Posted by "Antonio Molins (Commented) (JIRA)" <ji...@apache.org>.
    [ https://issues.apache.org/jira/browse/MAHOUT-971?page=com.atlassian.jira.plugin.system.issuetabpanels:comment-tabpanel&focusedCommentId=13200118#comment-13200118 ] 

Antonio Molins commented on MAHOUT-971:
---------------------------------------

I am new and didn't get around how to make commits in SVN, but was able to fix this by modifying the offending lines 

core/src/main/java/org/apache/mahout/common/iterator/sequencefile/SequenceFileDirValueIterator.java:66
core/src/main/java/org/apache/mahout/common/iterator/sequencefile/SequenceFileDirValueIterator.java:89

to

FileSystem fs = FileSystem.get(path.toUri(), conf);

and

core/src/main/java/org/apache/mahout/clustering/kmeans/KMeansDriver.java:298
core/src/main/java/org/apache/mahout/clustering/kmeans/KMeansDriver.java:322

to

FileSystem.get(output.toUri(), conf).rename(new Path(output, AbstractCluster.CLUSTERS_DIR + (iteration-1)), finalClustersIn);


                
> kmeans does not work in S3
> --------------------------
>
>                 Key: MAHOUT-971
>                 URL: https://issues.apache.org/jira/browse/MAHOUT-971
>             Project: Mahout
>          Issue Type: Bug
>          Components: Clustering
>    Affects Versions: 0.6
>         Environment: amazon S3
>            Reporter: Antonio Molins
>              Labels: hadoop
>   Original Estimate: 1h
>  Remaining Estimate: 1h
>
> S3n:// URIs will not work in kmeans because of a couple of calls to FileSystem.get(conf) with no URI. 

--
This message is automatically generated by JIRA.
If you think it was sent incorrectly, please contact your JIRA administrators: https://issues.apache.org/jira/secure/ContactAdministrators!default.jspa
For more information on JIRA, see: http://www.atlassian.com/software/jira

        

[jira] [Issue Comment Edited] (MAHOUT-971) kmeans does not work in S3

Posted by "Antonio Molins (Issue Comment Edited) (JIRA)" <ji...@apache.org>.
    [ https://issues.apache.org/jira/browse/MAHOUT-971?page=com.atlassian.jira.plugin.system.issuetabpanels:comment-tabpanel&focusedCommentId=13200118#comment-13200118 ] 

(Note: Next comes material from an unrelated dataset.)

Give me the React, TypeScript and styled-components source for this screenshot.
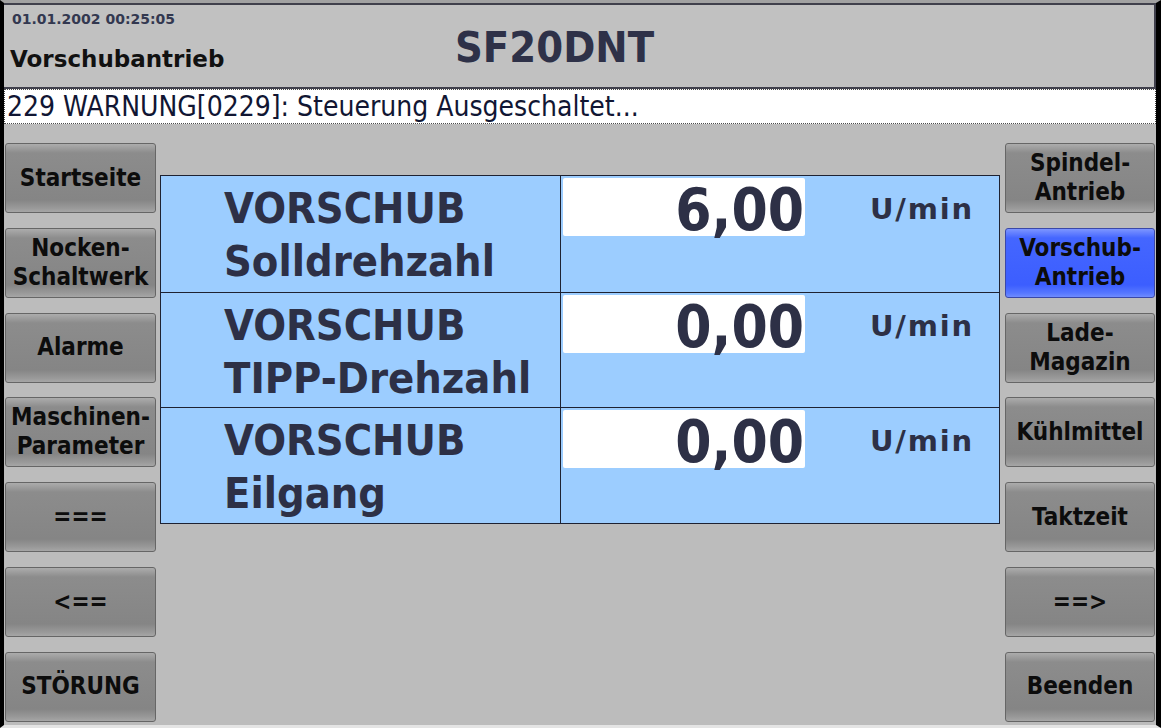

Antonio Molins edited comment on MAHOUT-971 at 2/3/12 10:57 PM:
----------------------------------------------------------------

I am new and didn't get around how to make commits in SVN, but was able to fix this by modifying the offending lines 

core/src/main/java/org/apache/mahout/common/iterator/sequencefile/SequenceFileDirValueIterator.java:66

to

FileSystem fs = FileSystem.get(path.toUri(), conf);

and

core/src/main/java/org/apache/mahout/clustering/kmeans/KMeansDriver.java:298
core/src/main/java/org/apache/mahout/clustering/kmeans/KMeansDriver.java:322

to

FileSystem.get(output.toUri(), conf).rename(new Path(output, AbstractCluster.CLUSTERS_DIR + (iteration-1)), finalClustersIn);


                
      was (Author: amolins):
    I am new and didn't get around how to make commits in SVN, but was able to fix this by modifying the offending lines 

core/src/main/java/org/apache/mahout/common/iterator/sequencefile/SequenceFileDirValueIterator.java:66
core/src/main/java/org/apache/mahout/common/iterator/sequencefile/SequenceFileDirValueIterator.java:89

to

FileSystem fs = FileSystem.get(path.toUri(), conf);

and

core/src/main/java/org/apache/mahout/clustering/kmeans/KMeansDriver.java:298
core/src/main/java/org/apache/mahout/clustering/kmeans/KMeansDriver.java:322

to

FileSystem.get(output.toUri(), conf).rename(new Path(output, AbstractCluster.CLUSTERS_DIR + (iteration-1)), finalClustersIn);


                  
> kmeans does not work in S3
> --------------------------
>
>                 Key: MAHOUT-971
>                 URL: https://issues.apache.org/jira/browse/MAHOUT-971
>             Project: Mahout
>          Issue Type: Bug
>          Components: Clustering
>    Affects Versions: 0.6
>         Environment: amazon S3
>            Reporter: Antonio Molins
>              Labels: hadoop
>   Original Estimate: 1h
>  Remaining Estimate: 1h
>
> S3n:// URIs will not work in kmeans because of a couple of calls to FileSystem.get(conf) with no URI. 

--
This message is automatically generated by JIRA.
If you think it was sent incorrectly, please contact your JIRA administrators: https://issues.apache.org/jira/secure/ContactAdministrators!default.jspa
For more information on JIRA, see: http://www.atlassian.com/software/jira

        

[jira] [Resolved] (MAHOUT-971) kmeans does not work in S3

Posted by "Sean Owen (Resolved) (JIRA)" <ji...@apache.org>.
     [ https://issues.apache.org/jira/browse/MAHOUT-971?page=com.atlassian.jira.plugin.system.issuetabpanels:all-tabpanel ]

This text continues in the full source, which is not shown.